Sid Ahmed Rezala | |
Alias: | "The Killer of the Trains" |
Birth Date: | 13 May 1979 |
Birth Place: | El Biar, Algeria |
Death Place: | Lisbon, Portugal |
Cause: | Suicide |
Height: | 5 ft 10 in |
Children: | 1 daughter (b. 1998) |
Victims: | 3 |
Country: | France |
Beginyear: | 13 October |
Endyear: | 14 December 1999 |
Apprehended: | 11 January 2000 |
Sid Ahmed Rezala (13 May 1979 – 28 June 2000) was an Algerian-born French serial killer, dubbed "The Killer of the Trains". He was suspected of killing at least three women in 1999. Arrested in Portugal in early 2000, he confessed the murders to a reporter from the Figaro Magazine.[1] Several weeks later, he killed himself before he could be extradited to France. He died of asphyxiation after he intentionally set fire to the mattress in his cell while his prison guards were watching football on TV.
Born in Algeria, Sid Ahmed Rezala moved with his parents, brothers and sister to the southern French port of Marseille in 1994. Within weeks of registering at a Marseille high school, he began playing truant and mixing with petty criminals and drug dealers around the Marseille St Charles Train Station, and riding on trains.[2] In early 1995, three months before his 16th birthday, Rezala was arrested for the rape of a 14-year-old boy.[3] On 7 December 1995, he was sentenced in juvenile court to four years imprisonment.[4] He was released in late 1996 after 18 months in prison.

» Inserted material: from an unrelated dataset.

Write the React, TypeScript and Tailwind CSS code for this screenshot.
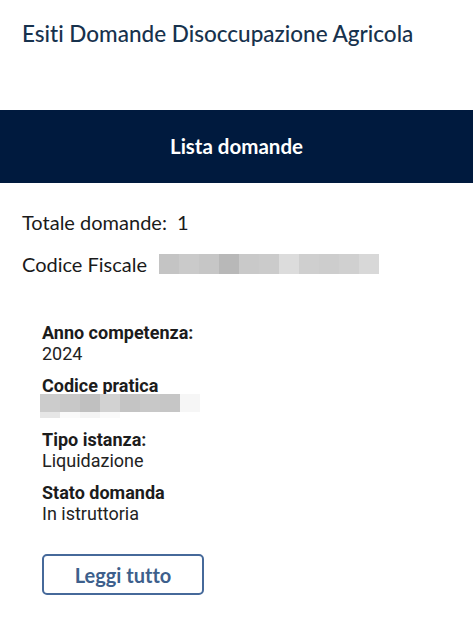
import React from "react";

const cfCells = ["#c4c4c4", "#cacaca", "#c6c6c6", "#b8b8b8", "#c9c9c9", "#cbcbcb", "#dcdcdc", "#cfcfcf", "#cdcdcd", "#d0d0d0", "#d8d8d8"];
const pratCells = ["#cccccc", "#c8c8c8", "#c0c0c0", "#d2d2d2", "#c4c4c4", "#c8c8c8", "#c6c6c6", "#f6f6f6"];
const pratCells2 = ["#e6e6e6", "#fafafa", "#f4f4f4", "#fafafa", "#ffffff", "#ffffff", "#ffffff", "#ffffff"];

function Blur({ cells, h }: { cells: string[]; h: string }) {
  return (
    <div className="flex">
      {cells.map((c, i) => (
        <div key={i} className={`w-5 ${h}`} style={{ backgroundColor: c }} />
      ))}
    </div>
  );
}

function Field({ label, value }: { label: string; value: React.ReactNode }) {
  return (
    <div className="flex flex-col">
      <span className="font-bold text-[18px] leading-[21px] text-[#1c1c1c]">{label}</span>
      <span className="text-[18px] leading-[21px] text-[#222]">{value}</span>
    </div>
  );
}

export default function App() {
  const head = { fontFamily: "Lato, 'Open Sans', sans-serif" };
  return (
    <div className="w-[473px] h-[618px] bg-white overflow-hidden [font-variant-ligatures:none]">
      <h1 className="pt-[19px] pl-[22px] text-[22.5px] leading-[30px] font-medium text-[#17324d]" style={head}>
        Esiti Domande Disoccupazione Agricola
      </h1>

      <div className="mt-[61px] h-[73px] bg-[#001a3e] flex items-center justify-center">
        <span className="text-white font-bold text-[20.5px]" style={head}>Lista domande</span>
      </div>

      <div className="px-[22px] pt-[26px]" style={head}>
        <div className="flex items-center gap-[10px] text-[20px] leading-[26px] text-[#1a1a1a]">
          <span>Totale domande:</span>
          <span>1</span>
        </div>
        <div className="mt-[16px] flex items-center gap-[12px] text-[20px] leading-[26px] text-[#1a1a1a]">
          <span>Codice Fiscale</span>
          <Blur cells={cfCells} h="h-5" />
        </div>
      </div>

      <div className="pl-[42px] pt-[45px] flex flex-col gap-[11px]" style={{ fontFamily: "Roboto, sans-serif" }}>
        <Field label="Anno competenza:" value="2024" />
        <div className="flex flex-col ml-[-2px]">
          <span className="font-bold text-[18px] leading-[21px] text-[#1c1c1c] pl-[2px]">Codice pratica</span>
          <div className="-mt-[2px]">
            <Blur cells={pratCells} h="h-[18px]" />
            <Blur cells={pratCells2} h="h-[6px]" />
          </div>
        </div>
        <Field label="Tipo istanza:" value="Liquidazione" />
        <Field label="Stato domanda" value="In istruttoria" />

        <button
          className="mt-[19px] w-[162px] h-[41px] border-2 border-[#46699a] rounded-[5px] text-[#3d5f8c] font-bold text-[20px]"
          style={head}
        >
          Leggi tutto
        </button>
      </div>
    </div>
  );
}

In 1998, he was sent to a young offenders institution at Luynes, near Aix-en-Provence, for pulling a knife on a French railway employee.[3] On 29 June 1999, he was released from jail.[5]
French police launched a massive manhunt for Sid Ahmed Rezala in December 1999 after the murder of British student Isabel Peake, who was thrown from a train, and the subsequent killing of Corinne Caillaux, a 36-year-old French mother.[6] Having fled to the Portuguese capital via Spain, Rezala made a phone call to a girlfriend from a public call box, unaware that investigators in France had tapped her phone.[7] On 11 January 2000, Rezala's hiding place was discovered by Portuguese police, who arrested him in Barreiro, south of Lisbon. He had been staying in Almada with friends of a Spanish acquaintance and was planning to leave within 24 hours for Spain's Canary Islands.[8]

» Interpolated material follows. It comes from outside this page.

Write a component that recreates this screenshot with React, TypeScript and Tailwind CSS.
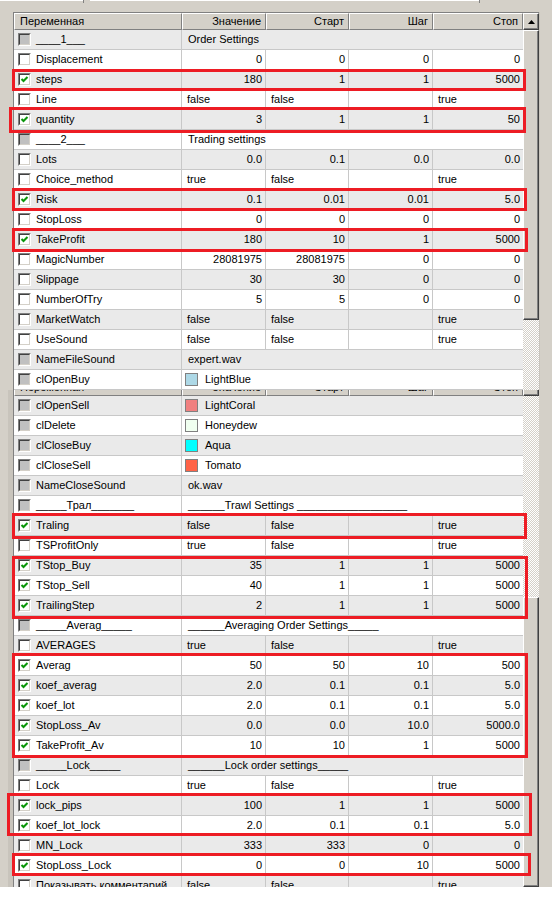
import React from 'react'

type Row =
  | { t: 'sec'; name: string; label: string }
  | { t: 'num'; name: string; on?: boolean; v: string[] }
  | { t: 'bool'; name: string; on?: boolean; v: string[] }
  | { t: 'str'; name: string; v: string }
  | { t: 'clr'; name: string; v: string; sw: string }

const part1: Row[] = [
  { t: 'sec', name: '____1___', label: 'Order Settings' },
  { t: 'num', name: 'Displacement', v: ['0', '0', '0', '0'] },
  { t: 'num', name: 'steps', on: true, v: ['180', '1', '1', '5000'] },
  { t: 'bool', name: 'Line', v: ['false', 'false', '', 'true'] },
  { t: 'num', name: 'quantity', on: true, v: ['3', '1', '1', '50'] },
  { t: 'sec', name: '____2___', label: 'Trading settings' },
  { t: 'num', name: 'Lots', v: ['0.0', '0.1', '0.0', '0.0'] },
  { t: 'bool', name: 'Choice_method', v: ['true', 'false', '', 'true'] },
  { t: 'num', name: 'Risk', on: true, v: ['0.1', '0.01', '0.01', '5.0'] },
  { t: 'num', name: 'StopLoss', v: ['0', '0', '0', '0'] },
  { t: 'num', name: 'TakeProfit', on: true, v: ['180', '10', '1', '5000'] },
  { t: 'num', name: 'MagicNumber', v: ['28081975', '28081975', '0', '0'] },
  { t: 'num', name: 'Slippage', v: ['30', '30', '0', '0'] },
  { t: 'num', name: 'NumberOfTry', v: ['5', '5', '0', '0'] },
  { t: 'bool', name: 'MarketWatch', v: ['false', 'false', '', 'true'] },
  { t: 'bool', name: 'UseSound', v: ['false', 'false', '', 'true'] },
  { t: 'str', name: 'NameFileSound', v: 'expert.wav' },
  { t: 'clr', name: 'clOpenBuy', v: 'LightBlue', sw: 'bg-[#add8e6]' },
]

const part2: Row[] = [
  { t: 'clr', name: 'clOpenSell', v: 'LightCoral', sw: 'bg-[#f08080]' },
  { t: 'clr', name: 'clDelete', v: 'Honeydew', sw: 'bg-[#f0fff0]' },
  { t: 'clr', name: 'clCloseBuy', v: 'Aqua', sw: 'bg-[#00ffff]' },
  { t: 'clr', name: 'clCloseSell', v: 'Tomato', sw: 'bg-[#ff6347]' },
  { t: 'str', name: 'NameCloseSound', v: 'ok.wav' },
  { t: 'sec', name: '_____Трал_______', label: '______Trawl Settings __________________' },
  { t: 'bool', name: 'Traling', on: true, v: ['false', 'false', '', 'true'] },
  { t: 'bool', name: 'TSProfitOnly', v: ['true', 'false', '', 'true'] },
  { t: 'num', name: 'TStop_Buy', on: true, v: ['35', '1', '1', '5000'] },
  { t: 'num', name: 'TStop_Sell', on: true, v: ['40', '1', '1', '5000'] },
  { t: 'num', name: 'TrailingStep', on: true, v: ['2', '1', '1', '5000'] },
  { t: 'sec', name: '_____Averag_____', label: '______Averaging Order Settings_____' },
  { t: 'bool', name: 'AVERAGES', v: ['true', 'false', '', 'true'] },
  { t: 'num', name: 'Averag', on: true, v: ['50', '50', '10', '500'] },
  { t: 'num', name: 'koef_averag', on: true, v: ['2.0', '0.1', '0.1', '5.0'] },
  { t: 'num', name: 'koef_lot', on: true, v: ['2.0', '0.1', '0.1', '5.0'] },
  { t: 'num', name: 'StopLoss_Av', on: true, v: ['0.0', '0.0', '10.0', '5000.0'] },
  { t: 'num', name: 'TakeProfit_Av', on: true, v: ['10', '10', '1', '5000'] },
  { t: 'sec', name: '_____Lock_____', label: '______Lock order settings_____' },
  { t: 'bool', name: 'Lock', v: ['true', 'false', '', 'true'] },
  { t: 'num', name: 'lock_pips', on: true, v: ['100', '1', '1', '5000'] },
  { t: 'num', name: 'koef_lot_lock', on: true, v: ['2.0', '0.1', '0.1', '5.0'] },
  { t: 'num', name: 'MN_Lock', v: ['333', '333', '0', '0'] },
  { t: 'num', name: 'StopLoss_Lock', on: true, v: ['0', '0', '10', '5000'] },
  { t: 'bool', name: 'Показывать комментарий', v: ['false', 'false', '', 'true'] },
]

// widths of the value columns (Значение, Старт, Шаг, Стоп)
const cols = ['w-[84px] border-r', 'w-[83px] border-r', 'w-[84px] border-r', 'w-[90px]']

const raised =
  'bg-[#d4d0c8] border-t border-l border-t-white border-l-white border-r border-b border-r-[#404040] border-b-[#404040] shadow-[inset_-1px_-1px_0_#808080]'
const checker =
  'bg-[image:repeating-conic-gradient(#ffffff_0%_25%,#d4d0c8_0%_50%)] [background-size:2px_2px]'

function Box({ state }: { state: 'on' | 'off' | 'dis' }) {
  return (
    <div className="h-[13px] w-[13px] shrink-0 border border-[#808080] border-r-white border-b-white">
      <div
        className={`flex h-full w-full items-center justify-center border border-[#404040] border-r-[#d4d0c8] border-b-[#d4d0c8] ${
          state === 'dis' ? 'bg-[#c0c0c0]' : 'bg-white'
        }`}
      >
        {state === 'on' && (
          <svg width="9" height="9" viewBox="0 0 9 9">
            <path d="M1.5 4 L3.5 6 L7.5 2" fill="none" stroke="#0a960a" strokeWidth="2" />
          </svg>
        )}
      </div>
    </div>
  )
}

function Line({ row, i }: { row: Row; i: number }) {
  const bg = i % 2 === 0 ? 'bg-[#eaeaea]' : 'bg-white'
  const state = row.t === 'sec' || row.t === 'str' || row.t === 'clr' ? 'dis' : row.on ? 'on' : 'off'
  return (
    <div className={`flex h-[20px] shrink-0 border-b border-[#c8c8c8] ${bg}`}>
      <div className="flex w-[168px] shrink-0 items-center gap-[5px] border-r border-[#c8c8c8] pl-[4px]">
        <Box state={state} />
        <span className="whitespace-nowrap">{row.name}</span>
      </div>
      {row.t === 'num' &&
        row.v.map((v, k) => (
          <div key={k} className={`${cols[k]} flex shrink-0 items-center justify-end border-[#c8c8c8] pr-[3px]`}>
            {v}
          </div>
        ))}
      {row.t === 'bool' &&
        row.v.map((v, k) => (
          <div key={k} className={`${cols[k]} flex shrink-0 items-center border-[#c8c8c8] pl-[5px]`}>
            {v}
          </div>
        ))}
      {(row.t === 'sec' || row.t === 'str') && (
        <div className="flex w-[341px] shrink-0 items-center whitespace-nowrap pl-[6px]">
          {row.t === 'sec' ? row.label : row.v}
        </div>
      )}
      {row.t === 'clr' && (
        <div className="flex w-[341px] shrink-0 items-center gap-[7px] pl-[3px]">
          <div className={`h-[13px] w-[13px] border border-[#808080] ${row.sw}`} />
          <span>{row.v}</span>
        </div>
      )}
    </div>
  )
}

function Header() {
  const cells = [
    { label: 'Переменная', w: 'w-[168px] justify-start pl-[5px]' },
    { label: 'Значение', w: 'w-[84px] justify-end pr-[4px]' },
    { label: 'Старт', w: 'w-[83px] justify-end pr-[4px]' },
    { label: 'Шаг', w: 'w-[84px] justify-end pr-[4px]' },
    { label: 'Стоп', w: 'w-[90px] justify-end pr-[4px]' },
  ]
  return (
    <div className="flex h-[17px] shrink-0 bg-[#d4d0c8]">
      {cells.map((c) => (
        <div
          key={c.label}
          className={`${c.w} flex shrink-0 items-center border-t border-l border-t-white border-l-white border-r border-b border-r-[#808080] border-b-[#808080]`}
        >
          {c.label}
        </div>
      ))}
    </div>
  )
}

function UpButton() {
  return (
    <div className={`flex h-[17px] shrink-0 items-center justify-center ${raised}`}>
      <svg width="7" height="4" viewBox="0 0 7 4">
        <path d="M3.5 0 L7 4 L0 4 Z" fill="#000" />
      </svg>
    </div>
  )
}

export default function App() {
  return (
    <div className="relative h-[898px] w-[552px] overflow-hidden bg-white font-['Liberation_Sans',Arial,sans-serif] text-[11px] leading-none text-black">
      {/* first capture */}
      <div className="flex h-[390px] flex-col bg-[#d4d0c8]">
        <div className="flex h-[12px] shrink-0">
          <div className="h-[3px] w-[83px] border-t border-white" />
          <div className="h-[3px] w-[1px] bg-[#808080]" />
          <div className="w-[6px]" />
          <div className="h-[3px] w-[389px] border-t border-white" />
          <div className="h-[3px] w-[1px] bg-[#808080]" />
        </div>
        <div className="flex flex-1">
          <div className="w-[13px] shrink-0" />
          <div className="flex w-[526px] shrink-0 border-t border-l border-[#808080]">
            <div className="flex w-[509px] flex-col">
              <Header />
              {part1.map((r, i) => (
                <Line key={r.name} row={r} i={i} />
              ))}
            </div>
            <div className="flex w-[16px] flex-col">
              <UpButton />
              <div className={`h-[290px] shrink-0 ${raised}`} />
              <div className={`flex-1 ${checker}`} />
            </div>
          </div>
          <div className="w-[13px] shrink-0 border-l border-[#c8c4bc]" />
        </div>
      </div>

      {/* second capture */}
      <div className="flex h-[497px] overflow-hidden bg-[#d4d0c8]">
        <div className="flex w-[13px] shrink-0">
          <div className="w-[8px]" />
          <div className="w-[5px] bg-[#c8c4bc]" />
        </div>
        <div className="flex w-[526px] shrink-0 border-l border-[#808080]">
          <div className="flex w-[509px] flex-col">
            <div className="flex h-[6px] shrink-0 flex-col justify-end overflow-hidden">
              <Header />
            </div>
            {part2.map((r, i) => (
              <Line key={r.name} row={r} i={i} />
            ))}
          </div>
          <div className="flex w-[16px] flex-col">
            <div className="h-[6px] shrink-0 border-r border-b border-l border-l-white border-[#404040] bg-[#d4d0c8] shadow-[inset_-1px_-1px_0_#808080]" />
            <div className={`h-[201px] shrink-0 ${checker}`} />
            <div className={`flex-1 ${raised}`} />
          </div>
        </div>
        <div className="w-[13px] shrink-0" />
      </div>

      {/* red highlight frames drawn over the table */}
      <div className="pointer-events-none absolute left-[12px] top-[69px] h-[22px] w-[514px] border-[3px] border-[#ed1c24]" />
      <div className="pointer-events-none absolute left-[9px] top-[107px] h-[26px] w-[517px] border-[3px] border-[#ed1c24]" />
      <div className="pointer-events-none absolute left-[12px] top-[188px] h-[23px] w-[515px] border-[3px] border-[#ed1c24]" />
      <div className="pointer-events-none absolute left-[12px] top-[228px] h-[24px] w-[516px] border-[3px] border-[#ed1c24]" />
      <div className="pointer-events-none absolute left-[12px] top-[513px] h-[26px] w-[515px] border-[3px] border-[#ed1c24]" />
      <div className="pointer-events-none absolute left-[12px] top-[556px] h-[63px] w-[516px] border-[3px] border-[#ed1c24]" />
      <div className="pointer-events-none absolute left-[12px] top-[653px] h-[105px] w-[516px] border-[3px] border-[#ed1c24]" />
      <div className="pointer-events-none absolute left-[7px] top-[793px] h-[43px] w-[525px] border-[3px] border-[#ed1c24]" />
      <div className="pointer-events-none absolute left-[12px] top-[853px] h-[23px] w-[519px] border-[3px] border-[#ed1c24]" />
    </div>
  )
}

On 28 June 2000, Rezala, who had confessed to killing three women, killed himself by setting fire to a mattress in his cell in the psychiatric wing of the Caxias Prison Hospital near Lisbon, where he was being held awaiting extradition to France[9] to face trial.[10]
Rezala is suspected of murdering at least these three women:
Isabel Peake, a 20-year-old English student at Limoges University, was pushed from a train travelling to Paris in October 1999. She was on her way home to Barlaston, Staffordshire[11] for a visit. On 13 October 1999, she boarded the train in Limoges. Her body was found the next day by a local farmer, who discovered her partially-clothed and dismembered corpse, and her baggage was found strewn along the line. Police concluded [12] she was pushed from the train before dawn as it travelled at about 125km/h through the disused station at Chabenet, central France,[11] possibly after a sexual assault.[3]
Émilie Bazin, a 20-year-old student who was reportedly an acquaintance of Rezala's,[13] was found strangled in a house in Amiens, northern France.[14] On 17 December 1999, her decomposed body was discovered by police two months after her death, buried beneath a heap of coal in a cellar in Amiens.[8] Traces of Rezala's DNA were found on her body.[15]
On 14 December 1999, Corinne Caillaux, 36, was stabbed in the lavatory of a Calais to Ventimiglia overnight train.[16] Guards found her slumped in a pool of blood in a train toilet. She had been stabbed at least 13 times and died later from her injuries. Caillaux was the mother of two children; her 5-year-old son lay sleeping on a couchette during the attack.[17] [18] Inspectors found a blood-soaked baseball hat near her body. Rezala was wearing a similar cap when he was found travelling without a ticket about two hours earlier, on the journey from Calais to Ventimiglia on the Italian frontier. DNA tests were conducted on hairs found in the hat. Police had a record of Rezala's DNA taken after earlier crimes.[19]